Restate the listing that follows word for word, without its pictures.

■ Dataset excerpt ■
++++++++++++++++++++
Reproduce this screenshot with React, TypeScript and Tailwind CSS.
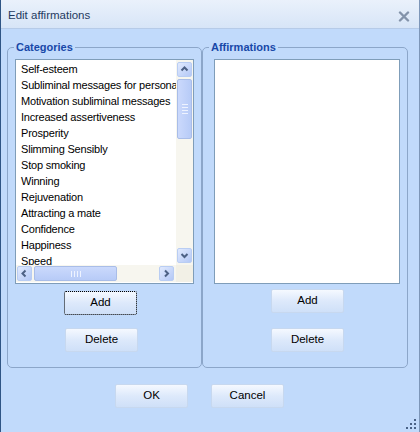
import React from "react";

const CATEGORIES = [
  "Self-esteem",
  "Subliminal messages for personal growth",
  "Motivation subliminal messages",
  "Increased assertiveness",
  "Prosperity",
  "Slimming Sensibly",
  "Stop smoking",
  "Winning",
  "Rejuvenation",
  "Attracting a mate",
  "Confidence",
  "Happiness",
  "Speed",
];

const FONT = "font-['Tahoma','Liberation_Sans',sans-serif]";

function Arrow({ dir }: { dir: "up" | "down" | "left" | "right" }) {
  const paths: Record<string, string> = {
    up: "M2.5 6.5 L5.5 3.5 L8.5 6.5",
    down: "M2.5 4 L5.5 7 L8.5 4",
    left: "M6.5 2.5 L3.5 5.5 L6.5 8.5",
    right: "M4 2.5 L7 5.5 L4 8.5",
  };
  return (
    <svg width="11" height="11" viewBox="0 0 11 11">
      <path d={paths[dir]} fill="none" stroke="#4d6185" strokeWidth="2" />
    </svg>
  );
}

function ScrollBtn({ dir }: { dir: "up" | "down" | "left" | "right" }) {
  return (
    <div className="w-[15px] h-[15px] shrink-0 flex items-center justify-center rounded-[2px] border border-[#b9cdf3] bg-gradient-to-br from-[#e1eafe] to-[#b4c8f6]">
      <Arrow dir={dir} />
    </div>
  );
}

function Button({ label, focused }: { label: string; focused?: boolean }) {
  return (
    <button
      className={`block w-[73px] h-[24px] shrink-0 rounded-[2px] border border-[#c7d8ef] bg-gradient-to-b from-[#f5f9ff] via-[#dde9fb] to-[#cfe0f8] text-[11.5px] text-black ${FONT} ${
        focused ? "outline outline-1 outline-dotted outline-black -outline-offset-1" : ""
      }`}
    >
      {label}
    </button>
  );
}

function Group({
  title,
  children,
}: {
  title: string;
  children: React.ReactNode;
}) {
  return (
    <fieldset className="h-[328px] border border-[#8ca6c9] rounded-[5px] px-0">
      <legend
        className={`ml-[6px] px-[2px] text-[11px] leading-[14px] font-bold text-[#1848a8] ${FONT}`}
      >
        {title}
      </legend>
      {children}
    </fieldset>
  );
}

export default function App() {
  return (
    <div className="w-[420px] h-[432px] flex flex-col bg-[#c1dafb] border-l border-l-[#2f5585] border-r border-r-[#7d96b8] overflow-hidden relative">
      {/* title bar */}
      <div className="h-[29px] shrink-0 flex items-center justify-between pt-[4px] pl-[7px] pr-[9px] bg-gradient-to-b from-[#eaf1fb] to-[#d7e5f7] border-b border-[#b6cbe8]">
        <span className={`text-[11.5px] text-[#1f3a60] ${FONT}`}>
          Edit affirmations
        </span>
        <svg width="12" height="11" viewBox="0 0 12 11">
          <path
            d="M2 1.5 L10 9.5 M10 1.5 L2 9.5"
            stroke="#8393aa"
            strokeWidth="2.4"
            strokeLinecap="round"
          />
        </svg>
      </div>

      <div className="flex pl-[6px] pr-[11px] pt-[11px]">
        <div className="w-[195px]">
          <Group title="Categories">
            <div className="flex flex-col items-start pl-[7px]">
              <div className="mt-[5px] w-[179px] h-[225px] border border-[#7f9db9] bg-white flex flex-col">
                <div className="flex h-[205px]">
                  <div
                    className={`w-[160px] overflow-hidden pl-[5px] pt-[1px] text-[11px] tracking-[-0.2px] leading-[16px] text-black ${FONT}`}
                  >
                    {CATEGORIES.map((c) => (
                      <div key={c} className="whitespace-nowrap h-[16px]">
                        {c}
                      </div>
                    ))}
                  </div>
                  <div className="w-[17px] bg-[#f7f6ef] flex flex-col items-center pt-[2px] pb-[2px]">
                    <ScrollBtn dir="up" />
                    <div className="mt-[2px] w-[15px] h-[60px] rounded-[2px] border border-[#a9bde8] bg-gradient-to-r from-[#cbd9fc] to-[#b7cbf7] flex flex-col items-center justify-center gap-[2px]">
                      <div className="w-[6px] h-[1px] bg-[#eef3ff]" />
                      <div className="w-[6px] h-[1px] bg-[#eef3ff]" />
                      <div className="w-[6px] h-[1px] bg-[#eef3ff]" />
                      <div className="w-[6px] h-[1px] bg-[#eef3ff]" />
                    </div>
                    <div className="flex-1" />
                    <ScrollBtn dir="down" />
                  </div>
                </div>
                <div className="flex h-[17px] bg-[#f7f6ef] items-center">
                  <div className="w-[160px] flex items-center pl-[1px] pr-[2px]">
                    <ScrollBtn dir="left" />
                    <div className="ml-[2px] w-[83px] h-[15px] rounded-[2px] border border-[#a9bde8] bg-gradient-to-b from-[#cbd9fc] to-[#b7cbf7] flex items-center justify-center gap-[2px]">
                      <div className="w-[1px] h-[6px] bg-[#eef3ff]" />
                      <div className="w-[1px] h-[6px] bg-[#eef3ff]" />
                      <div className="w-[1px] h-[6px] bg-[#eef3ff]" />
                      <div className="w-[1px] h-[6px] bg-[#eef3ff]" />
                    </div>
                    <div className="flex-1" />
                    <ScrollBtn dir="right" />
                  </div>
                  <div className="w-[17px] h-full bg-[#f2f0e6]" />
                </div>
              </div>
              <div className="mt-[7px] ml-[49px]">
                <Button label="Add" focused />
              </div>
              <div className="mt-[13px] ml-[50px]">
                <Button label="Delete" />
              </div>
            </div>
          </Group>
        </div>
        <div className="w-[206px]">
          <Group title="Affirmations">
            <div className="flex flex-col items-start pl-[11px]">
              <div className="mt-[5px] w-[186px] h-[225px] border border-[#7f9db9] bg-white" />
              <div className="mt-[5px] ml-[57px]">
                <Button label="Add" />
              </div>
              <div className="mt-[15px] ml-[57px]">
                <Button label="Delete" />
              </div>
            </div>
          </Group>
        </div>
      </div>

      <div className="flex pl-[114px] gap-[23px] mt-[16px]">
        <Button label="OK" />
        <Button label="Cancel" />
      </div>

      {/* resize grip */}
      <svg
        className="absolute right-[2px] bottom-[2px]"
        width="12"
        height="12"
        viewBox="0 0 12 12"
      >
        {[
          [10, 2],
          [10, 6],
          [6, 6],
          [10, 10],
          [6, 10],
          [2, 10],
        ].map(([x, y], i) => (
          <rect key={i} x={x - 1} y={y - 1} width="2" height="2" fill="#4a6286" />
        ))}
      </svg>
    </div>
  );
}
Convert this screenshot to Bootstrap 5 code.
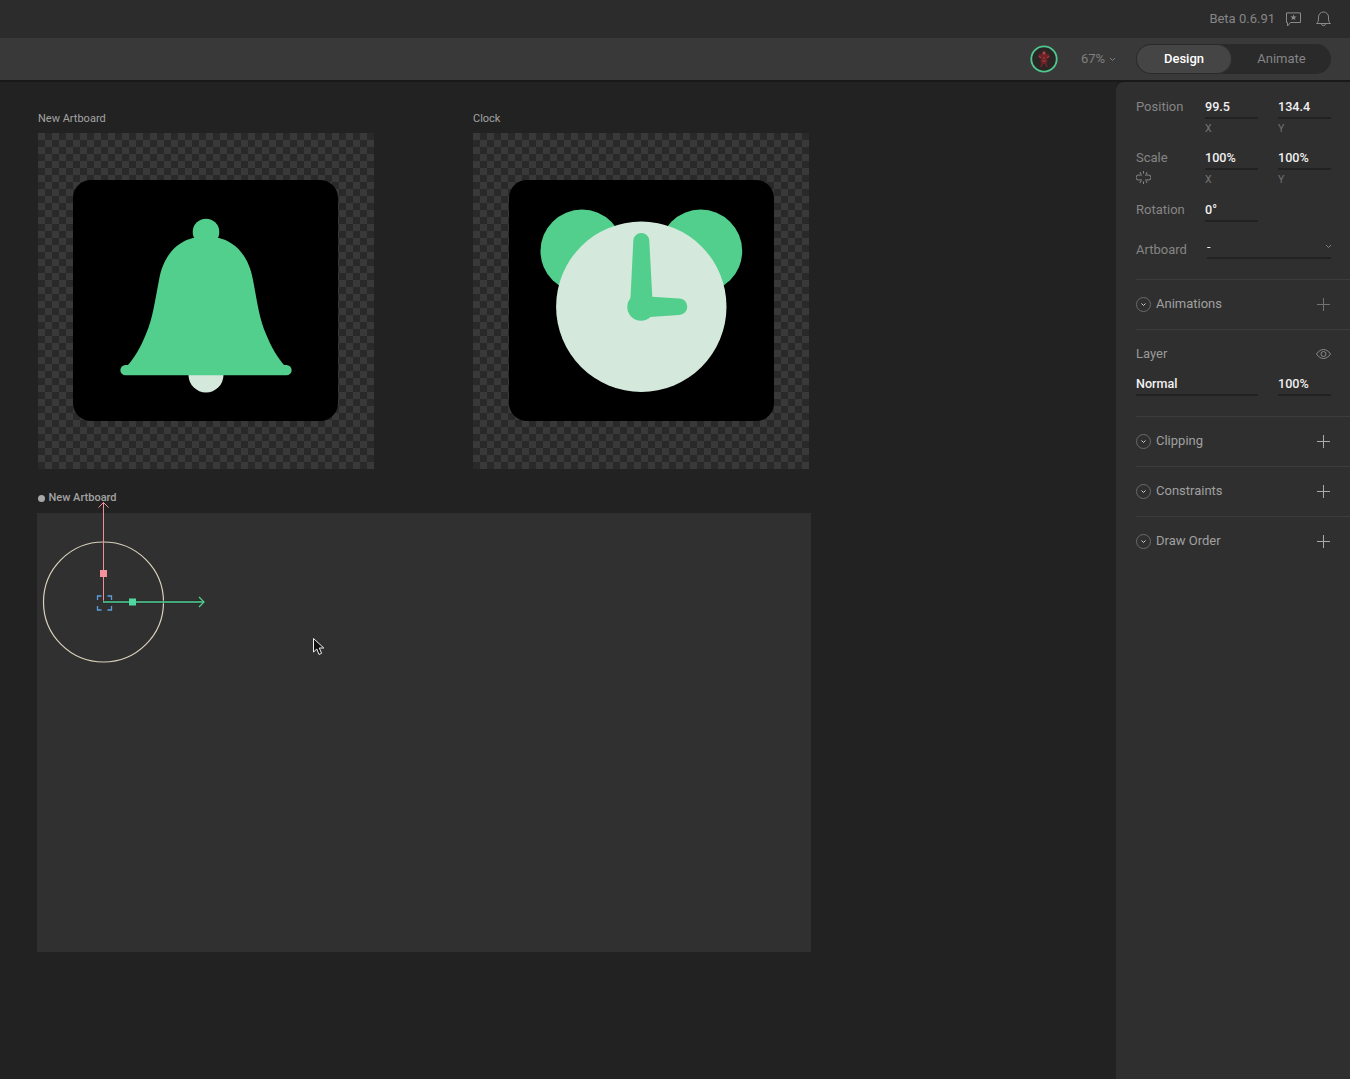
++++++++++++++++++++
■ OUTPUT OF THE EXERCISE ■
Reproduce this screenshot with React, TypeScript and Tailwind CSS.
import React from "react";

const CATEGORIES = [
  "Self-esteem",
  "Subliminal messages for personal growth",
  "Motivation subliminal messages",
  "Increased assertiveness",
  "Prosperity",
  "Slimming Sensibly",
  "Stop smoking",
  "Winning",
  "Rejuvenation",
  "Attracting a mate",
  "Confidence",
  "Happiness",
  "Speed",
];

const FONT = "font-['Tahoma','Liberation_Sans',sans-serif]";

function Arrow({ dir }: { dir: "up" | "down" | "left" | "right" }) {
  const paths: Record<string, string> = {
    up: "M2.5 6.5 L5.5 3.5 L8.5 6.5",
    down: "M2.5 4 L5.5 7 L8.5 4",
    left: "M6.5 2.5 L3.5 5.5 L6.5 8.5",
    right: "M4 2.5 L7 5.5 L4 8.5",
  };
  return (
    <svg width="11" height="11" viewBox="0 0 11 11">
      <path d={paths[dir]} fill="none" stroke="#4d6185" strokeWidth="2" />
    </svg>
  );
}

function ScrollBtn({ dir }: { dir: "up" | "down" | "left" | "right" }) {
  return (
    <div className="w-[15px] h-[15px] shrink-0 flex items-center justify-center rounded-[2px] border border-[#b9cdf3] bg-gradient-to-br from-[#e1eafe] to-[#b4c8f6]">
      <Arrow dir={dir} />
    </div>
  );
}

function Button({ label, focused }: { label: string; focused?: boolean }) {
  return (
    <button
      className={`block w-[73px] h-[24px] shrink-0 rounded-[2px] border border-[#c7d8ef] bg-gradient-to-b from-[#f5f9ff] via-[#dde9fb] to-[#cfe0f8] text-[11.5px] text-black ${FONT} ${
        focused ? "outline outline-1 outline-dotted outline-black -outline-offset-1" : ""
      }`}
    >
      {label}
    </button>
  );
}

function Group({
  title,
  children,
}: {
  title: string;
  children: React.ReactNode;
}) {
  return (
    <fieldset className="h-[328px] border border-[#8ca6c9] rounded-[5px] px-0">
      <legend
        className={`ml-[6px] px-[2px] text-[11px] leading-[14px] font-bold text-[#1848a8] ${FONT}`}
      >
        {title}
      </legend>
      {children}
    </fieldset>
  );
}

export default function App() {
  return (
    <div className="w-[420px] h-[432px] flex flex-col bg-[#c1dafb] border-l border-l-[#2f5585] border-r border-r-[#7d96b8] overflow-hidden relative">
      {/* title bar */}
      <div className="h-[29px] shrink-0 flex items-center justify-between pt-[4px] pl-[7px] pr-[9px] bg-gradient-to-b from-[#eaf1fb] to-[#d7e5f7] border-b border-[#b6cbe8]">
        <span className={`text-[11.5px] text-[#1f3a60] ${FONT}`}>
          Edit affirmations
        </span>
        <svg width="12" height="11" viewBox="0 0 12 11">
          <path
            d="M2 1.5 L10 9.5 M10 1.5 L2 9.5"
            stroke="#8393aa"
            strokeWidth="2.4"
            strokeLinecap="round"
          />
        </svg>
      </div>

      <div className="flex pl-[6px] pr-[11px] pt-[11px]">
        <div className="w-[195px]">
          <Group title="Categories">
            <div className="flex flex-col items-start pl-[7px]">
              <div className="mt-[5px] w-[179px] h-[225px] border border-[#7f9db9] bg-white flex flex-col">
                <div className="flex h-[205px]">
                  <div
                    className={`w-[160px] overflow-hidden pl-[5px] pt-[1px] text-[11px] tracking-[-0.2px] leading-[16px] text-black ${FONT}`}
                  >
                    {CATEGORIES.map((c) => (
                      <div key={c} className="whitespace-nowrap h-[16px]">
                        {c}
                      </div>
                    ))}
                  </div>
                  <div className="w-[17px] bg-[#f7f6ef] flex flex-col items-center pt-[2px] pb-[2px]">
                    <ScrollBtn dir="up" />
                    <div className="mt-[2px] w-[15px] h-[60px] rounded-[2px] border border-[#a9bde8] bg-gradient-to-r from-[#cbd9fc] to-[#b7cbf7] flex flex-col items-center justify-center gap-[2px]">
                      <div className="w-[6px] h-[1px] bg-[#eef3ff]" />
                      <div className="w-[6px] h-[1px] bg-[#eef3ff]" />
                      <div className="w-[6px] h-[1px] bg-[#eef3ff]" />
                      <div className="w-[6px] h-[1px] bg-[#eef3ff]" />
                    </div>
                    <div className="flex-1" />
                    <ScrollBtn dir="down" />
                  </div>
                </div>
                <div className="flex h-[17px] bg-[#f7f6ef] items-center">
                  <div className="w-[160px] flex items-center pl-[1px] pr-[2px]">
                    <ScrollBtn dir="left" />
                    <div className="ml-[2px] w-[83px] h-[15px] rounded-[2px] border border-[#a9bde8] bg-gradient-to-b from-[#cbd9fc] to-[#b7cbf7] flex items-center justify-center gap-[2px]">
                      <div className="w-[1px] h-[6px] bg-[#eef3ff]" />
                      <div className="w-[1px] h-[6px] bg-[#eef3ff]" />
                      <div className="w-[1px] h-[6px] bg-[#eef3ff]" />
                      <div className="w-[1px] h-[6px] bg-[#eef3ff]" />
                    </div>
                    <div className="flex-1" />
                    <ScrollBtn dir="right" />
                  </div>
                  <div className="w-[17px] h-full bg-[#f2f0e6]" />
                </div>
              </div>
              <div className="mt-[7px] ml-[49px]">
                <Button label="Add" focused />
              </div>
              <div className="mt-[13px] ml-[50px]">
                <Button label="Delete" />
              </div>
            </div>
          </Group>
        </div>
        <div className="w-[206px]">
          <Group title="Affirmations">
            <div className="flex flex-col items-start pl-[11px]">
              <div className="mt-[5px] w-[186px] h-[225px] border border-[#7f9db9] bg-white" />
              <div className="mt-[5px] ml-[57px]">
                <Button label="Add" />
              </div>
              <div className="mt-[15px] ml-[57px]">
                <Button label="Delete" />
              </div>
            </div>
          </Group>
        </div>
      </div>

      <div className="flex pl-[114px] gap-[23px] mt-[16px]">
        <Button label="OK" />
        <Button label="Cancel" />
      </div>

      {/* resize grip */}
      <svg
        className="absolute right-[2px] bottom-[2px]"
        width="12"
        height="12"
        viewBox="0 0 12 12"
      >
        {[
          [10, 2],
          [10, 6],
          [6, 6],
          [10, 10],
          [6, 10],
          [2, 10],
        ].map(([x, y], i) => (
          <rect key={i} x={x - 1} y={y - 1} width="2" height="2" fill="#4a6286" />
        ))}
      </svg>
    </div>
  );
}
Convert this screenshot to Bootstrap 5 code.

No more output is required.